I don’t know what it was—the golden sunlight streaming through high windows, the ethereal music, the scraped walls and close air in the old church—but this variation was positively beatific.
I asked Peake, who is an obsessional Rubik’s Cube ace, how he designed the choreography. “I don’t use that word,” he huffed, rapidly turning the cube in his hands. “There’s dance, and there’s visual art. And I think of this as art. Not choreography.” It’s a shifting stage picture, is what it is, this Corpse. Out of Peake’s earshot, Cunningham whispered, “I really like the choreography.”
After a bit of hanging out and smoking on the church steps, everyone piled onto buses and headed out to suburban Pozzuoli and Vulcano Solfatara, an enormous, steaming, and sulfurous volcano, an apocalyptic landscape of its own creation.
By the way, this volcano is privately owned. (And they say art collectors are crazy.)
Solfatara was the stage for To Corpse, Variation Three. The dancers, who had changed into cherry-red unitards, paced within a fenced-in corral like restless horses, distracted by the sound of hissing fumaroles. “Apparently,” fashion writer Charlie Porter said, reading from a news clipping posted on a sign near a hissing vent, “the air here is good for sex.”
For sexy dancing, too. When the performers began leaping, rolling, and crunching through alternating currents of intense heat and cool air, Pester, in a long white dress, stepped up to a microphone to read “The Fishmonger’s Breath,” a poem she composed for the occasion.
Takeaway line: “I’m a prawn—and I love you as a prawn.”
The dance ended just as darkness fell. Said Peake, “This one made me cry.”
A waterside dinner that went late didn’t keep anyone from showing up the next afternoon in time to board the hydrofoil to Stromboli—a five-hour voyage. Among the boatload of people was a fox out of Disney—actually artist Rafaella Nalbi Rossano, who sat in her costume among the unsuspecting travelers as if dressed in perfectly normal cruise wear.
About forty-five minutes into the journey, Rossano moved to the on-board café at the center of the boat. Suddenly, Dr. Francesca Del Sorbo—introduced by Farronato the previous night as “my neurologist”—climbed into the back of the fox suit, with Rossano still in it. Fifteen minutes of struggle later, Rossano emerged from the costume in Del Sorbo’s clothes, and Del Sorbo had become the fox.

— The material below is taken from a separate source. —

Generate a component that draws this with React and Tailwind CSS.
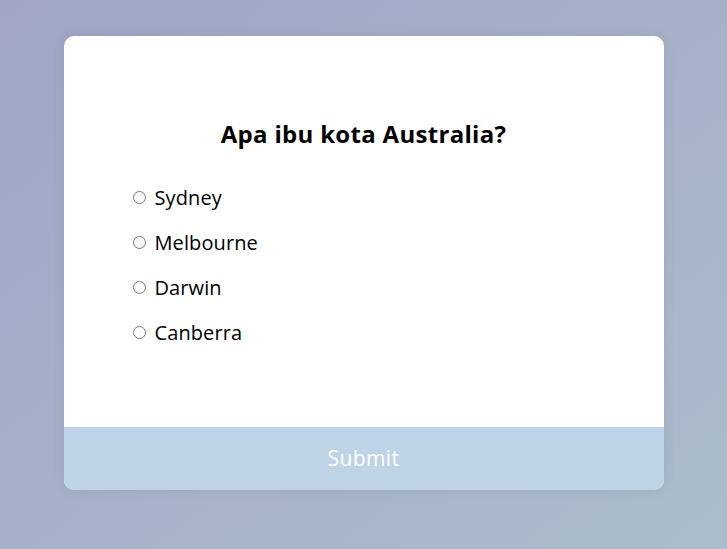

Each hour of the journey brought a different artist conscripted by Peake to perform the exchange, attracting priceless stares and offers of candy from transfixed children.
Fox originally was Peake’s thesis from 2005, when he was still a student at the Slade. The idea was to come up with an instruction with a built-in drama: Could two people wearing one costume exchange clothes without exposing their bodies?
“Of course, it’s impossible,” Peake conceded. Especially on a lurching boat.
In fact, every performance introduced new degrees of difficulty—for performers and the audience. After disembarking in Stromboli, Peake himself performed Megaphone Duet—a pas de deux of a tormented lovers’ quarrel with dancer Emma Fisher—right on the busy pier. (When it was over, Fisher was visibly scraped and scratched.)
Midnight brought To Corpse, Variation Four to Club Mega, a disco carved out of a cave above the Tyrrhenian Sea. Sexually suggestive spoken-word mixed with recorded music was the sound provided by artists Victoria Sin and Evan Ifekoya, dressed in white costumes of their own design that looked like wedding garments after a muscular roll in the hay. The dancers, however, were clad in glittering gold body paint, which camouflaged nothing, and moved through clear bubbles blown from a machine.
An all-night dance party followed, driven by two Vinyl Factory–sourced DJs, Leo Mas and Jonjo Jury. In the wee hours, some people slept on couches high above the dance floor. I went back to La Lunatica, one of two Trust properties on the island, to catch some shuteye. A golf-cart taxi—Stromboli does not have cars—took me back to the club just before dawn, daggers of lightning piercing the sky. By that time, everyone in the club was coated in glitter.
Cue the sunrise.
To Corpse, Variation Five was performed in silence on the rocky beach below the club. How the dancers managed on those stones I’ll never know, but out of either exhaustion or pain, or because two drunks from the club were partying in the sea, they forgot the final sequence, drifting into the water for a daybreak swim to cheers from the weary, giddy crowd following them into the water. The glitter did not wash off. “This one,” said Peake, “came closest to chaos. It could have fallen apart at any moment.” He sounded relieved.
A fierce waterspout appeared on the horizon, followed by cracks of thunder and a biblical rainstorm that drenched anyone attempting to beat it to shelter. Somehow it seemed a fitting finale.
But the festival wasn’t over yet.
After what became a sunny day at the beach, dinner was a buffet at La Tartana, a restaurant with a dance floor near the port. The music was from the 1970s; the playlist hadn’t changed in years. Nor had the menu. “No variation!” squealed Fiorucci, who couldn’t have been happier.
“It’s true I have a collection, but what should I do? Open a private museum? No!” she said. “Museums must be public. And museums have acquired some of the work made here. But I started the foundation to be different. Every program is unlike any other. We have no rules. No restrictions. No workshops. No sponsors to censor anyone. We’re not an institution. Artists must be free to experiment and we can provide opportunities for them and for the people who come. Sometimes they return. It’s like a family. They don’t come just for a party.”
“Of course,” she added, “there has to be a party. Parties are needed too.”